* RECORDS PROVIDED *
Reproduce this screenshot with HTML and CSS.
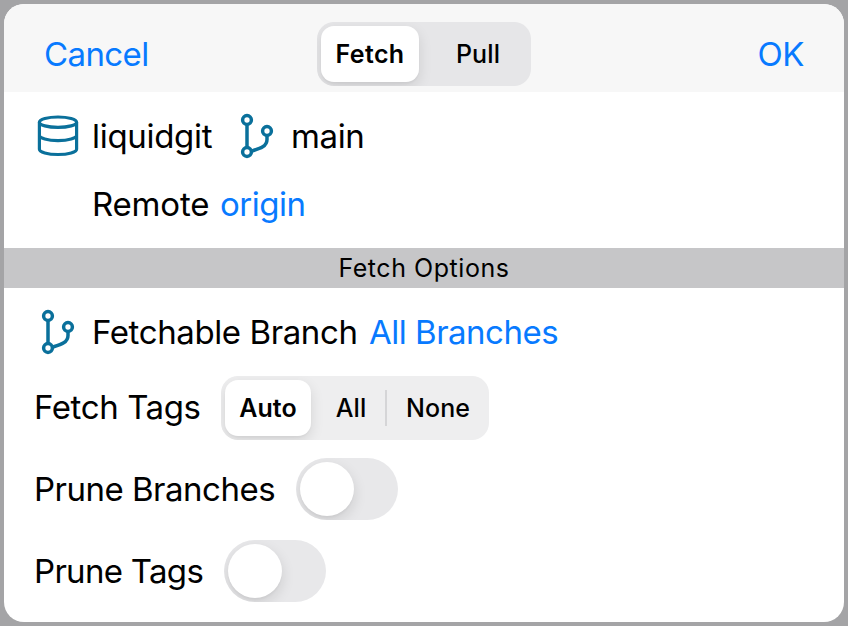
FILE: index.html
```html
<!DOCTYPE html>
<html lang="en">
<head>
  <meta charset="UTF-8" />
  <meta name="viewport" content="width=device-width, initial-scale=1.0" />
  <title>Fetch</title>
  <link rel="stylesheet" href="styles.css">
</head>
<body>
  <div class="sheet">
    <header class="topbar">
      <button class="link cancel">Cancel</button>
      <div class="segmented mode">
        <button class="segment active">Fetch</button>
        <button class="segment">Pull</button>
      </div>
      <button class="link ok">OK</button>
    </header>

    <section class="repo">
      <div class="row">
        <svg class="icon" width="42" height="44" viewBox="0 0 42 44">
          <ellipse cx="21" cy="8.2" rx="18.6" ry="5.2" />
          <path d="M2.4 8.2V35.2C2.4 38.1 10.6 40.5 21 40.5S39.6 38.1 39.6 35.2V8.2M2.4 21.3C2.4 24.2 10.6 26.6 21 26.6S39.6 24.2 39.6 21.3" />
        </svg>
        <span class="repo-name">liquidgit</span>
        <svg class="icon branch" width="34" height="46" viewBox="0 0 34 46">
          <path d="M7 11.5V34M27 22V26.5C27 33.5 20 35.5 12.2 37.9" />
          <circle cx="7" cy="7" r="4.4" />
          <circle cx="7" cy="39" r="4.4" />
          <circle cx="27" cy="18" r="4.4" />
        </svg>
        <span class="branch-name">main</span>
      </div>
      <div class="row remote">
        <span class="remote-label">Remote</span>
        <button class="link origin">origin</button>
      </div>
    </section>

    <h2 class="section-title">Fetch Options</h2>

    <section class="options">
      <div class="row fetchable">
        <svg class="icon branch" width="34" height="46" viewBox="0 0 34 46">
          <path d="M7 11.5V34M27 22V26.5C27 33.5 20 35.5 12.2 37.9" />
          <circle cx="7" cy="7" r="4.4" />
          <circle cx="7" cy="39" r="4.4" />
          <circle cx="27" cy="18" r="4.4" />
        </svg>
        <span class="fetchable-label">Fetchable Branch</span>
        <button class="link all-branches">All Branches</button>
      </div>
      <div class="row tags">
        <span class="tags-label">Fetch Tags</span>
        <div class="segmented tag-mode">
          <button class="segment active">Auto</button>
          <button class="segment">All</button>
          <span class="divider"></span>
          <button class="segment">None</button>
        </div>
      </div>
      <div class="row prune-branches">
        <span class="prune-branches-label">Prune Branches</span>
        <button class="switch" role="switch" aria-checked="false"><span class="knob"></span></button>
      </div>
      <div class="row prune-tags">
        <span class="prune-tags-label">Prune Tags</span>
        <button class="switch" role="switch" aria-checked="false"><span class="knob"></span></button>
      </div>
    </section>
  </div>
</body>
</html>
```
FILE: styles.css
```css
* {
  box-sizing: border-box;
}
body {
  margin: 0;
  padding: 4px;
  height: 626px;
  background: #a4a4a6;
  color: #000;
  font-family: Inter, "Liberation Sans", sans-serif;
  font-size: 33px;
  line-height: 40px;
  letter-spacing: -0.4px;
  white-space: nowrap;
}
button {
  padding: 0;
  border: none;
  background: none;
  font: inherit;
  letter-spacing: inherit;
  color: inherit;
  cursor: pointer;
}
.sheet {
  height: 618px;
  background: #fff;
  border-radius: 20px;
  overflow: hidden;
}
.topbar {
  display: grid;
  grid-template-columns: 1fr 214px 1fr;
  align-items: center;
  height: 88px;
  padding: 12px 40px 0;
  background: #f7f7f7;
}
.link {
  color: #087aff;
}
.cancel {
  justify-self: start;
  letter-spacing: -0.6px;
}
.ok {
  justify-self: end;
}
.segmented {
  display: flex;
  align-items: center;
  height: 64px;
  padding: 4px;
  border-radius: 17px;
  background: #eeeeef;
  font-size: 25px;
  font-weight: 500;
  letter-spacing: 0.1px;
  overflow: hidden;
}
.mode {
  background: #e6e6e8;
}
.segment {
  flex: 1;
  height: 56px;
}
.mode .segment {
  padding-left: 10px;
}
.mode .segment.active {
  padding-left: 0;
}
.segment.active {
  flex: none;
  width: 98px;
  border-radius: 13px;
  background: #fff;
  font-weight: 600;
  box-shadow: 0 5px 14px rgba(0, 0, 0, 0.11), 0 2px 2px rgba(0, 0, 0, 0.03);
}
.mode .active {
  letter-spacing: 0.4px;
}
.tag-mode .segment.active {
  width: 86px;
}
.tag-mode .segment {
  flex: none;
  width: 74px;
  padding-left: 6px;
}
.tag-mode .segment:last-child {
  width: 98px;
  padding-left: 4px;
}
.tag-mode .segment.active {
  padding-left: 0;
}
.divider {
  width: 2px;
  height: 36px;
  background: #d5d5d7;
}
.row {
  display: flex;
  align-items: center;
}
.icon {
  flex: none;
  fill: none;
  stroke: #0a709b;
  stroke-width: 3.2;
}
.branch {
  stroke-width: 3.5;
}
.repo {
  height: 156px;
  padding: 10px 33px;
}
.repo .row {
  height: 68px;
}
.repo-name {
  width: 120px;
  margin-left: 13px;
  letter-spacing: -0.3px;
}
.repo .branch {
  margin-left: 28px;
}
.branch-name {
  margin-left: 17px;
}
.remote {
  padding-left: 55px;
}
.remote-label {
  width: 128px;
  letter-spacing: -0.2px;
}
.origin {
  letter-spacing: -0.5px;
}
.section-title {
  height: 40px;
  margin: 0;
  background: #c6c6c8;
  font-size: 25px;
  font-weight: 400;
  letter-spacing: 0.55px;
  text-align: center;
}
.options {
  padding: 8px 30px;
}
.fetchable {
  height: 72px;
  padding-left: 7px;
}
.fetchable-label {
  width: 277px;
  margin-left: 17px;
}
.all-branches {
  letter-spacing: -0.5px;
}
.tags {
  margin-top: 8px;
}
.tags-label {
  width: 187px;
  padding-bottom: 2px;
}
.tag-mode {
  width: 268px;
}
.prune-branches {
  margin-top: 18px;
}
.prune-branches-label {
  width: 262px;
  letter-spacing: -0.5px;
}
.prune-tags {
  margin-top: 20px;
}
.prune-tags-label {
  width: 190px;
  letter-spacing: -0.7px;
}
.switch {
  width: 102px;
  height: 62px;
  padding: 4px;
  border-radius: 31px;
  background: #e8e8ea;
  overflow: hidden;
}
.knob {
  display: block;
  width: 54px;
  height: 54px;
  border-radius: 50%;
  background: #fff;
  box-shadow: 0 5px 14px rgba(0, 0, 0, 0.12), 0 2px 2px rgba(0, 0, 0, 0.03);
}
```
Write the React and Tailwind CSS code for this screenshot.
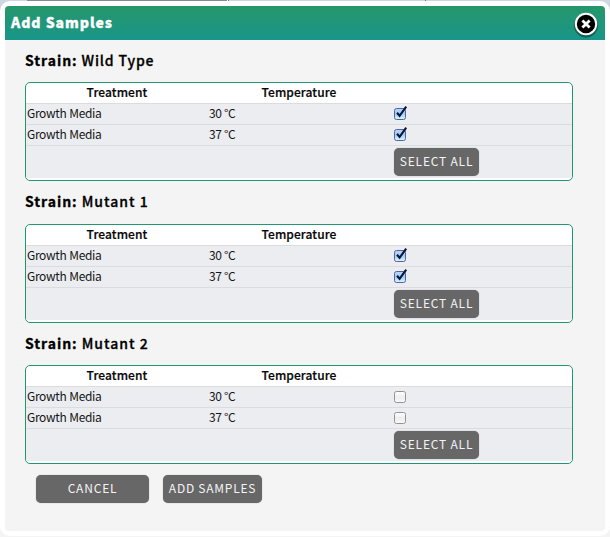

* SHORT PROBLEM *
Repeat all the data as it stands, dropping any images it holds.

* RESULT OF THE EXERCISE *
Reproduce this screenshot with HTML and CSS.
FILE: index.html
```html
<!DOCTYPE html>
<html lang="en">
<head>
  <meta charset="UTF-8" />
  <meta name="viewport" content="width=device-width, initial-scale=1.0" />
  <title>Fetch</title>
  <link rel="stylesheet" href="styles.css">
</head>
<body>
  <div class="sheet">
    <header class="topbar">
      <button class="link cancel">Cancel</button>
      <div class="segmented mode">
        <button class="segment active">Fetch</button>
        <button class="segment">Pull</button>
      </div>
      <button class="link ok">OK</button>
    </header>

    <section class="repo">
      <div class="row">
        <svg class="icon" width="42" height="44" viewBox="0 0 42 44">
          <ellipse cx="21" cy="8.2" rx="18.6" ry="5.2" />
          <path d="M2.4 8.2V35.2C2.4 38.1 10.6 40.5 21 40.5S39.6 38.1 39.6 35.2V8.2M2.4 21.3C2.4 24.2 10.6 26.6 21 26.6S39.6 24.2 39.6 21.3" />
        </svg>
        <span class="repo-name">liquidgit</span>
        <svg class="icon branch" width="34" height="46" viewBox="0 0 34 46">
          <path d="M7 11.5V34M27 22V26.5C27 33.5 20 35.5 12.2 37.9" />
          <circle cx="7" cy="7" r="4.4" />
          <circle cx="7" cy="39" r="4.4" />
          <circle cx="27" cy="18" r="4.4" />
        </svg>
        <span class="branch-name">main</span>
      </div>
      <div class="row remote">
        <span class="remote-label">Remote</span>
        <button class="link origin">origin</button>
      </div>
    </section>

    <h2 class="section-title">Fetch Options</h2>

    <section class="options">
      <div class="row fetchable">
        <svg class="icon branch" width="34" height="46" viewBox="0 0 34 46">
          <path d="M7 11.5V34M27 22V26.5C27 33.5 20 35.5 12.2 37.9" />
          <circle cx="7" cy="7" r="4.4" />
          <circle cx="7" cy="39" r="4.4" />
          <circle cx="27" cy="18" r="4.4" />
        </svg>
        <span class="fetchable-label">Fetchable Branch</span>
        <button class="link all-branches">All Branches</button>
      </div>
      <div class="row tags">
        <span class="tags-label">Fetch Tags</span>
        <div class="segmented tag-mode">
          <button class="segment active">Auto</button>
          <button class="segment">All</button>
          <span class="divider"></span>
          <button class="segment">None</button>
        </div>
      </div>
      <div class="row prune-branches">
        <span class="prune-branches-label">Prune Branches</span>
        <button class="switch" role="switch" aria-checked="false"><span class="knob"></span></button>
      </div>
      <div class="row prune-tags">
        <span class="prune-tags-label">Prune Tags</span>
        <button class="switch" role="switch" aria-checked="false"><span class="knob"></span></button>
      </div>
    </section>
  </div>
</body>
</html>
```
FILE: styles.css
```css
* {
  box-sizing: border-box;
}
body {
  margin: 0;
  padding: 4px;
  height: 626px;
  background: #a4a4a6;
  color: #000;
  font-family: Inter, "Liberation Sans", sans-serif;
  font-size: 33px;
  line-height: 40px;
  letter-spacing: -0.4px;
  white-space: nowrap;
}
button {
  padding: 0;
  border: none;
  background: none;
  font: inherit;
  letter-spacing: inherit;
  color: inherit;
  cursor: pointer;
}
.sheet {
  height: 618px;
  background: #fff;
  border-radius: 20px;
  overflow: hidden;
}
.topbar {
  display: grid;
  grid-template-columns: 1fr 214px 1fr;
  align-items: center;
  height: 88px;
  padding: 12px 40px 0;
  background: #f7f7f7;
}
.link {
  color: #087aff;
}
.cancel {
  justify-self: start;
  letter-spacing: -0.6px;
}
.ok {
  justify-self: end;
}
.segmented {
  display: flex;
  align-items: center;
  height: 64px;
  padding: 4px;
  border-radius: 17px;
  background: #eeeeef;
  font-size: 25px;
  font-weight: 500;
  letter-spacing: 0.1px;
  overflow: hidden;
}
.mode {
  background: #e6e6e8;
}
.segment {
  flex: 1;
  height: 56px;
}
.mode .segment {
  padding-left: 10px;
}
.mode .segment.active {
  padding-left: 0;
}
.segment.active {
  flex: none;
  width: 98px;
  border-radius: 13px;
  background: #fff;
  font-weight: 600;
  box-shadow: 0 5px 14px rgba(0, 0, 0, 0.11), 0 2px 2px rgba(0, 0, 0, 0.03);
}
.mode .active {
  letter-spacing: 0.4px;
}
.tag-mode .segment.active {
  width: 86px;
}
.tag-mode .segment {
  flex: none;
  width: 74px;
  padding-left: 6px;
}
.tag-mode .segment:last-child {
  width: 98px;
  padding-left: 4px;
}
.tag-mode .segment.active {
  padding-left: 0;
}
.divider {
  width: 2px;
  height: 36px;
  background: #d5d5d7;
}
.row {
  display: flex;
  align-items: center;
}
.icon {
  flex: none;
  fill: none;
  stroke: #0a709b;
  stroke-width: 3.2;
}
.branch {
  stroke-width: 3.5;
}
.repo {
  height: 156px;
  padding: 10px 33px;
}
.repo .row {
  height: 68px;
}
.repo-name {
  width: 120px;
  margin-left: 13px;
  letter-spacing: -0.3px;
}
.repo .branch {
  margin-left: 28px;
}
.branch-name {
  margin-left: 17px;
}
.remote {
  padding-left: 55px;
}
.remote-label {
  width: 128px;
  letter-spacing: -0.2px;
}
.origin {
  letter-spacing: -0.5px;
}
.section-title {
  height: 40px;
  margin: 0;
  background: #c6c6c8;
  font-size: 25px;
  font-weight: 400;
  letter-spacing: 0.55px;
  text-align: center;
}
.options {
  padding: 8px 30px;
}
.fetchable {
  height: 72px;
  padding-left: 7px;
}
.fetchable-label {
  width: 277px;
  margin-left: 17px;
}
.all-branches {
  letter-spacing: -0.5px;
}
.tags {
  margin-top: 8px;
}
.tags-label {
  width: 187px;
  padding-bottom: 2px;
}
.tag-mode {
  width: 268px;
}
.prune-branches {
  margin-top: 18px;
}
.prune-branches-label {
  width: 262px;
  letter-spacing: -0.5px;
}
.prune-tags {
  margin-top: 20px;
}
.prune-tags-label {
  width: 190px;
  letter-spacing: -0.7px;
}
.switch {
  width: 102px;
  height: 62px;
  padding: 4px;
  border-radius: 31px;
  background: #e8e8ea;
  overflow: hidden;
}
.knob {
  display: block;
  width: 54px;
  height: 54px;
  border-radius: 50%;
  background: #fff;
  box-shadow: 0 5px 14px rgba(0, 0, 0, 0.12), 0 2px 2px rgba(0, 0, 0, 0.03);
}
```
Write the React and Tailwind CSS code for this screenshot.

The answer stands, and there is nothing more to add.